Un profesor camina por el campus universitario, el cuerpo ligeramente inclinado hacia adelante, las manos cruzadas detrás de la espalda. Ve a su alumno y se le acerca para contarle que ha sacado una buena nota en su curso de finanzas públicas. ‘Hang in there!’, le dice: ¡sigue así! ¿Qué mayor halago puede esperar un simple mortal, viniendo esas palabras de uno de los dioses del Olimpo de la ciencia económica?
Arnold Harberger llega esta noche para participar en la conferencia de la Sociedad Mont Pèlerin, un club de liberales fundado en 1947, que gracias a los indesmayables esfuerzos de nuestro querido amigo Enrique Ghersi se reúne por primera vez en Lima. Harberger lleva 30 años enseñando en la Universidad de California, Los Ángeles (UCLA) y otros 30 anteriormente en la Universidad de Chicago, donde fue uno de los más dedicados formadores de los economistas latinoamericanos que llegaron allí desde los años 50 del siglo pasado y que serían luego conocidos como los “Chicago boys”.
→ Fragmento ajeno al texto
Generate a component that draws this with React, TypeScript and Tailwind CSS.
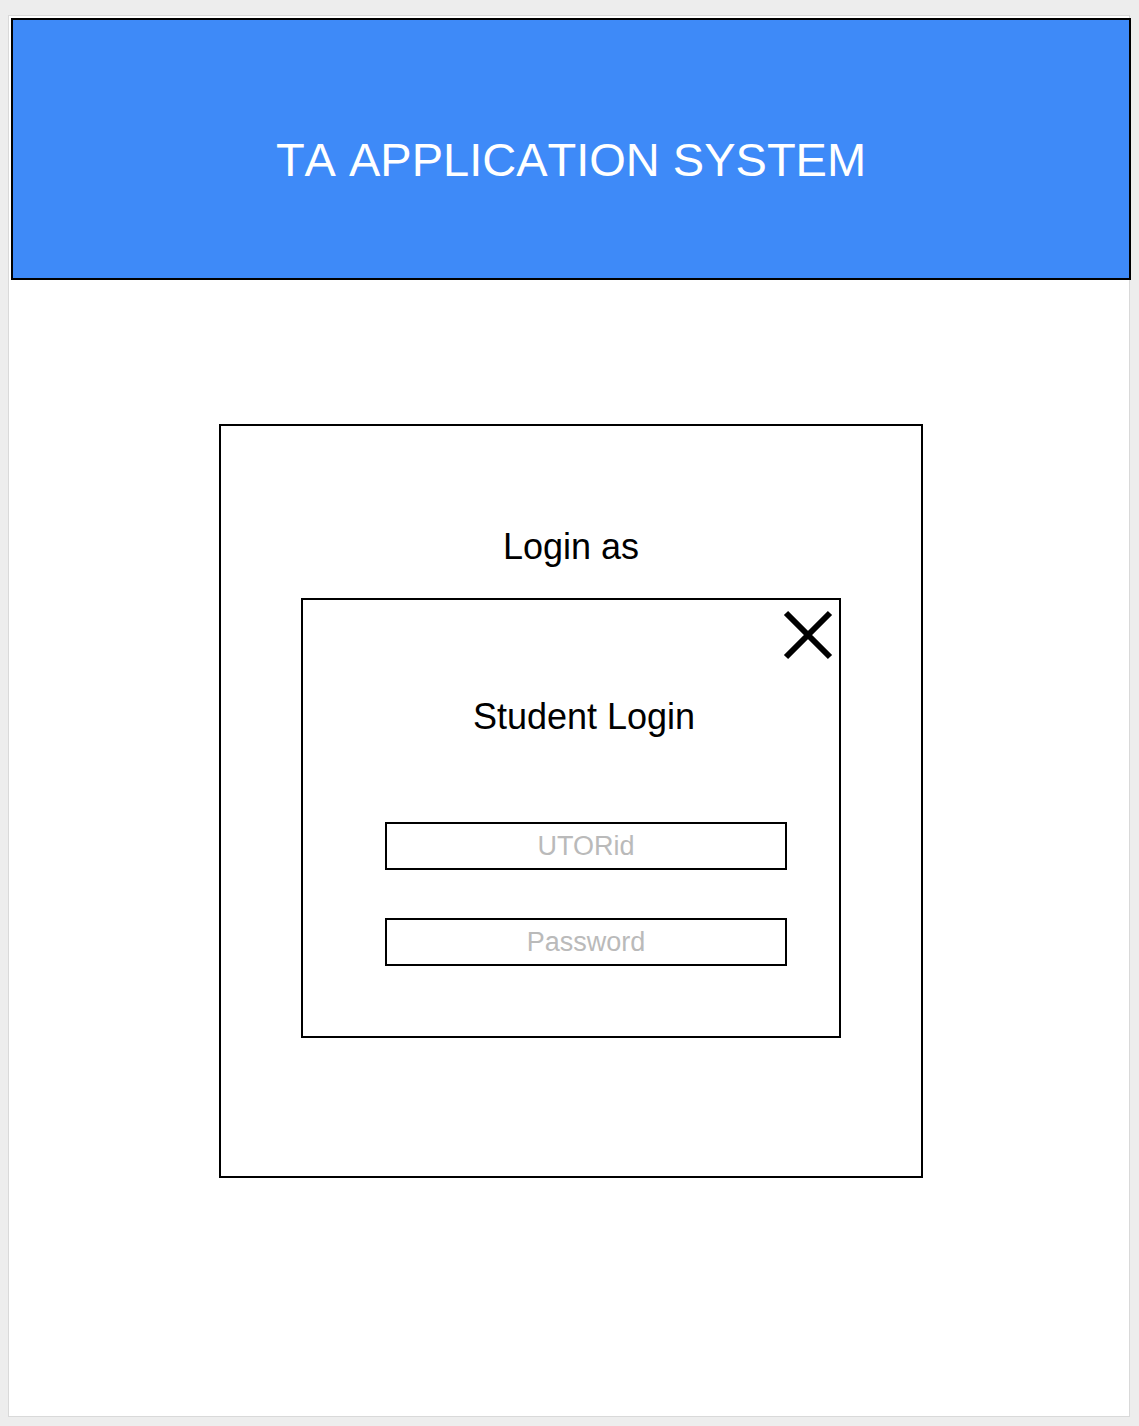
export default function App() {
  return (
    <div
      className="min-h-[1426px] w-full bg-[#ededed] pt-[15px] pl-[8px]"
      style={{ fontFamily: '"Liberation Sans", Arial, sans-serif' }}
    >
      <div className="h-[1402px] w-[1122px] border border-[#d9d9d9] bg-white">
        <header className="ml-[2px] mt-[2px] flex h-[262px] w-[1120px] items-center justify-center border-2 border-black bg-[#3e8af8] pt-[22px] text-[47px] leading-[54px] text-white [font-kerning:none]">
          TA APPLICATION SYSTEM
        </header>

        <div className="ml-[210px] mt-[144px] flex h-[754px] w-[704px] flex-col border-2 border-black">
          <p className="pt-[100px] text-center text-[36px] leading-[41px] text-black">Login as</p>

          <div className="relative ml-[80px] mt-[31px] flex h-[440px] w-[540px] flex-col border-2 border-black">
            <button type="button" className="absolute right-[6px] top-[10px] h-[50px] w-[50px]">
              <svg viewBox="0 0 50 50" className="h-full w-full" fill="none" stroke="black" strokeWidth="6">
                <path d="M3 3L47 47M47 3L3 47" />
              </svg>
            </button>

            <p className="pl-[26px] pt-[96px] text-center text-[36px] leading-[41px] text-black">Student Login</p>

            <div className="ml-[82px] mt-[85px] flex flex-col gap-[48px]">
              <input
                type="text"
                placeholder="UTORid"
                className="h-[48px] w-[402px] border-2 border-black bg-white text-center text-[27px] text-black outline-none placeholder:text-[#bababa]"
              />
              <input
                type="password"
                placeholder="Password"
                className="h-[48px] w-[402px] border-2 border-black bg-white text-center text-[27px] text-black outline-none placeholder:text-[#bababa]"
              />
            </div>
          </div>
        </div>
      </div>
    </div>
  );
}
Simboliza sus lazos afectivos con la región su larguísimo matrimonio con Anita, una encantadora dama chilena, a quien había conocido, según ella misma nos contó en alguna oportunidad, en casa del cónsul de Noruega, un señor de apellido Johansson, cuando era una estudiante de literatura. La influencia de Harberger en la historia económica latinoamericana es más tangible aun: decenas de ministros de economía y presidentes de bancos centrales, desde México hasta Uruguay, han sido alumnos suyos.
Le gusta describirse a sí mismo como “un misionero de la buena economía”. Y lo es, en efecto. Podía aterrizar en Lima, a los ochenta y tantos años de edad, procedente de Madagascar para dar una charla en una convención universitaria; conversar con los economistas del sistema nacional de inversión pública; reunirse con el presidente del Consejo de Ministros (por entonces, también economista); dar una entrevista en la televisión; y partir luego con rumbo a Panamá para evaluar el impacto macroeconómico de la ampliación del canal.
¿Qué entiende Harberger por la “buena economía”? Básicamente, la idea de que el mundo es esencialmente competitivo; que las fuerzas de la oferta y la demanda hacen que los recursos económicos se desplacen hacia aquellas actividades donde aportan más valor a la sociedad, motivados por el deseo de la gente –de toda clase de gente– de sacar el mayor provecho posible a su trabajo y a su capital. Y también, que las políticas gubernamentales influyen, algunas para bien, otras para mal, en el funcionamiento del sistema económico.
El economista como predicador llama a nuestra atención los vicios que se esconden tras las malas políticas. Nos hace ver que la protección de un cierto sector se logra, como regla general, a costa de otros; que los beneficios tributarios desvían la atención de los empresarios, de las actividades más productivas a las que reciben más subsidios; que las grandes obras que les quitan el sueño a los políticos pueden tener para la sociedad más costos que beneficios. La racionalidad económica no es la defensa de una ideología, sino la del bienestar del hombre común y corriente.
Arnold Harberger ha dedicado una larga y fructífera vida a investigar, educar y aconsejar. Siempre con rigor intelectual; siempre con calidez personal. Nuestra admiración y gratitud hacia él no tienen límites.